Ranking EVERY WWE Champion From Worst To Best
2. Stone Cold Steve Austin
Stone Cold Steve Austin was more than just a top babyface or flag-bearer for WWE as its champion. He was the cultural icon the organisation had fumbled around in the dark for most of the 1990s after Hulk Hogan's steep mainstream decline and eventual 1993 departure.
Wrestling was and is a stars-first industry, and though the market leader underwent a number of necessary stylistic and philosophical shifts in a post-Hulkamania world, the one thing the brand lacked was a centrepiece that truly extended beyond the pro wrestling bubble. Through force of will of the performer and a remarkable amount of luck and happenstance elsewhere in the industry, the spot was at long last filled by Steve Austin.
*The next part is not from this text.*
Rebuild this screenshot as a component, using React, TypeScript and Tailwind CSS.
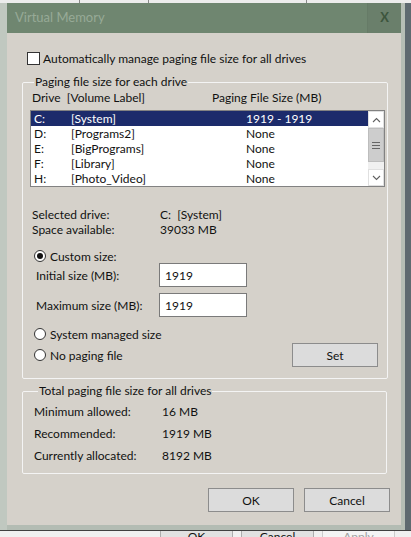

King Of The Ring in 1996, he was a force of nature by 1997 and the uncrowned champion before he even won the belt at WrestleMania XIV in 1998.
The dirty secret about 'The Rattlesnake' as a babyface champion is that the reigns were more about his chases to get the gold than the time spent holding it. His longest stretch with the belt came during his experimental spell as a heel in a turn that realistically marked the beginning of the end of the company's second boom, proving that being Champion was always as much about what the position represented as much as it was wearing the strap.